*Data lines:*
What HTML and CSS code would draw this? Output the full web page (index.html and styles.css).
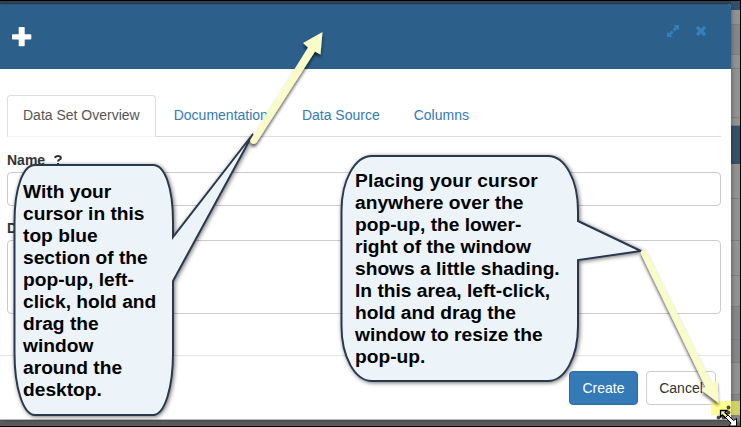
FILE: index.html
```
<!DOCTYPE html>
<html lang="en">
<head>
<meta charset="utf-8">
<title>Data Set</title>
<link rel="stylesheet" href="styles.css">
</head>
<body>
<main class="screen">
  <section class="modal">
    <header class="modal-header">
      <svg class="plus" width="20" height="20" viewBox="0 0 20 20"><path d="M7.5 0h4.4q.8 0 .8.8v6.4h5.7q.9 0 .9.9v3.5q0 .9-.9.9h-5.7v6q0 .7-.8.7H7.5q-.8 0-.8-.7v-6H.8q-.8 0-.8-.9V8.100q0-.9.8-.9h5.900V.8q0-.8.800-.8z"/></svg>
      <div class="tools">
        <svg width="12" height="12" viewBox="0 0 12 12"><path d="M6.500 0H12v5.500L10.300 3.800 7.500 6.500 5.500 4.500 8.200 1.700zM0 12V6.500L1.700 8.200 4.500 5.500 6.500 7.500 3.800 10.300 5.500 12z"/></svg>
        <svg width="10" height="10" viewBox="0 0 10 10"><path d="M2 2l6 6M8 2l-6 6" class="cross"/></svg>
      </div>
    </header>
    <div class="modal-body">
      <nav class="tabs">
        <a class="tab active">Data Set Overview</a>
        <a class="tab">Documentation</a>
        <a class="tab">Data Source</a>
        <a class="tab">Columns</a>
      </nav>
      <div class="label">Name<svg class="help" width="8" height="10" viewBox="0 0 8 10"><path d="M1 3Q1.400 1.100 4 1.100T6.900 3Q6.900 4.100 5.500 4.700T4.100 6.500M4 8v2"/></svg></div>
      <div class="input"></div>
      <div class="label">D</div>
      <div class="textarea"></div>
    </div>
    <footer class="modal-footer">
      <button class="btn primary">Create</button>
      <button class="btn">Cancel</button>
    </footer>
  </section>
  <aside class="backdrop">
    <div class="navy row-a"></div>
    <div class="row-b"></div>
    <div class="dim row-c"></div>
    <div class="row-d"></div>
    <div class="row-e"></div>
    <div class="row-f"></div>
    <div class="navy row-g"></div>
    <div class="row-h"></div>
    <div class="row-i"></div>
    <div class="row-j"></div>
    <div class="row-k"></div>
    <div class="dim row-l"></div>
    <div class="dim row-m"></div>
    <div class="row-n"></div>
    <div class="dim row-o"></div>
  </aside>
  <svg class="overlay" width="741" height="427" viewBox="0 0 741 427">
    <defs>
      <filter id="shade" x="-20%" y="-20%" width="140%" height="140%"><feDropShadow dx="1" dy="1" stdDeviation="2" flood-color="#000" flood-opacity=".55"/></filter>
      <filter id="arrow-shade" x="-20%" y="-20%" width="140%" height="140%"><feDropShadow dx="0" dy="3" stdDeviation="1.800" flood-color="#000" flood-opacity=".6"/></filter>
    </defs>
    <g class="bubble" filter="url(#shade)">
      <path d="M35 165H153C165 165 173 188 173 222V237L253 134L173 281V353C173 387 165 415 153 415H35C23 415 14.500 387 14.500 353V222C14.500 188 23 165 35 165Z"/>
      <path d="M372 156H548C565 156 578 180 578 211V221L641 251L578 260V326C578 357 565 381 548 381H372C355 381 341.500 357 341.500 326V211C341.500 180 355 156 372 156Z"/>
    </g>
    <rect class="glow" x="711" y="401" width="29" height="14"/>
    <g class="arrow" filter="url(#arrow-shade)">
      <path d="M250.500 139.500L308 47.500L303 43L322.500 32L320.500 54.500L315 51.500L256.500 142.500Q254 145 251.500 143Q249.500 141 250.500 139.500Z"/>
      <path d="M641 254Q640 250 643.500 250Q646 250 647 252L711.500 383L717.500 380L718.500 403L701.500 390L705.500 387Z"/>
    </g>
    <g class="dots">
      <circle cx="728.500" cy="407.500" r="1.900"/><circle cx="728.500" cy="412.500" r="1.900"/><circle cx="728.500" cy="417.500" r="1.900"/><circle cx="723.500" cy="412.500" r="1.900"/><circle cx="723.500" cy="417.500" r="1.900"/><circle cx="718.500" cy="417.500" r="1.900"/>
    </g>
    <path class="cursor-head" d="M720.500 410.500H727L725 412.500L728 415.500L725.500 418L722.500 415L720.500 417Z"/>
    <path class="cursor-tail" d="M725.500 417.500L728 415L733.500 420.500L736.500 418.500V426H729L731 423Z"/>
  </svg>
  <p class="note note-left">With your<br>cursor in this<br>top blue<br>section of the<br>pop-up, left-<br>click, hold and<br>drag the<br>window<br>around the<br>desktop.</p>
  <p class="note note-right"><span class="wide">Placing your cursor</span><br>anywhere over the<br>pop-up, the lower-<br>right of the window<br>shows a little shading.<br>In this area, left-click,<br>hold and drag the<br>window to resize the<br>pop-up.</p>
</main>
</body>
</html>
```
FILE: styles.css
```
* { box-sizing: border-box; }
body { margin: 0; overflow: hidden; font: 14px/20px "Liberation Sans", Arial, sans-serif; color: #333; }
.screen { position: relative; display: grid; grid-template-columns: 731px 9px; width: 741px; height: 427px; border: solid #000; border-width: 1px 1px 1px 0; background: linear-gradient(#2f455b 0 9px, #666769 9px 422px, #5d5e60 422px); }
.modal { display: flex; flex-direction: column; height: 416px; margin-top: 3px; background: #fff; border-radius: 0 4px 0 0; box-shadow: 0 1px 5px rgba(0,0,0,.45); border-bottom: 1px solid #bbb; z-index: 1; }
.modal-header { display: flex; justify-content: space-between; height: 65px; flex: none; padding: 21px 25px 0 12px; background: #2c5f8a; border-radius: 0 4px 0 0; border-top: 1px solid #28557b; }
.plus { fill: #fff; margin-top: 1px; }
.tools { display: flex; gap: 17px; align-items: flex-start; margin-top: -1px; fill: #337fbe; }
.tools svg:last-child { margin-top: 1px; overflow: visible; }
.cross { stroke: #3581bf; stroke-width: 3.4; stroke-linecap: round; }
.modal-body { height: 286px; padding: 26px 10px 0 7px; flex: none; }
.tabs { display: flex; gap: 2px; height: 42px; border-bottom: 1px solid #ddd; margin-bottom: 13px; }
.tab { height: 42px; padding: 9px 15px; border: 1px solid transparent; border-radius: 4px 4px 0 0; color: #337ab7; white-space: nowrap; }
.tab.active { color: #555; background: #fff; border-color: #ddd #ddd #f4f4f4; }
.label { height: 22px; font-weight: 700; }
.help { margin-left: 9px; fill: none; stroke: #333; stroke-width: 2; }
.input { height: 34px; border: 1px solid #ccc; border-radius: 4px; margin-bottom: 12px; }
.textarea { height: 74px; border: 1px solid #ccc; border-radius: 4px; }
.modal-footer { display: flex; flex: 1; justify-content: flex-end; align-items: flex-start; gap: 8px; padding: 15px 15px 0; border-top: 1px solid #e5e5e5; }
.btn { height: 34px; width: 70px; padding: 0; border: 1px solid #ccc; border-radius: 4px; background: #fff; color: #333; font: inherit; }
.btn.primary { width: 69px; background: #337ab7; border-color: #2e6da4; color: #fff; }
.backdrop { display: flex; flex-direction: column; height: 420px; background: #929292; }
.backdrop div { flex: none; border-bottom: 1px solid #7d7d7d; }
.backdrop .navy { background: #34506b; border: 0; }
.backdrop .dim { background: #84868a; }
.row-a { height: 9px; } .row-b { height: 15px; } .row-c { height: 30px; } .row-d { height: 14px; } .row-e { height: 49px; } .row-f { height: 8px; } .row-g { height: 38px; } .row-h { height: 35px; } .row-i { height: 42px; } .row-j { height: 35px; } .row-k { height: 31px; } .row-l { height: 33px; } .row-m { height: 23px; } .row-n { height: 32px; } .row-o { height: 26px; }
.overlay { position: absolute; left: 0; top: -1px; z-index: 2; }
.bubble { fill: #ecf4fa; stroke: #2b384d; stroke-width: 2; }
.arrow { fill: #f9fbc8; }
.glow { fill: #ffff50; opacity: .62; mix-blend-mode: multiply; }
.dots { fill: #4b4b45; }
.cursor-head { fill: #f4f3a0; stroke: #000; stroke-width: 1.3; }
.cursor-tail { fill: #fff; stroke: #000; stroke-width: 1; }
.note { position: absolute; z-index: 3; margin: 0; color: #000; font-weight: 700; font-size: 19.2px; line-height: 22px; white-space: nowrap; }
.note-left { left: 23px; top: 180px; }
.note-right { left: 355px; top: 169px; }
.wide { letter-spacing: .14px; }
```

*Task to complete:* In the lines above, locate the string "styles". Copy every line where it occurs.

*Result for this task:*
What HTML and CSS code would draw this? Output the full web page (index.html and styles.css).
<link rel="stylesheet" href="styles.css">
FILE: styles.css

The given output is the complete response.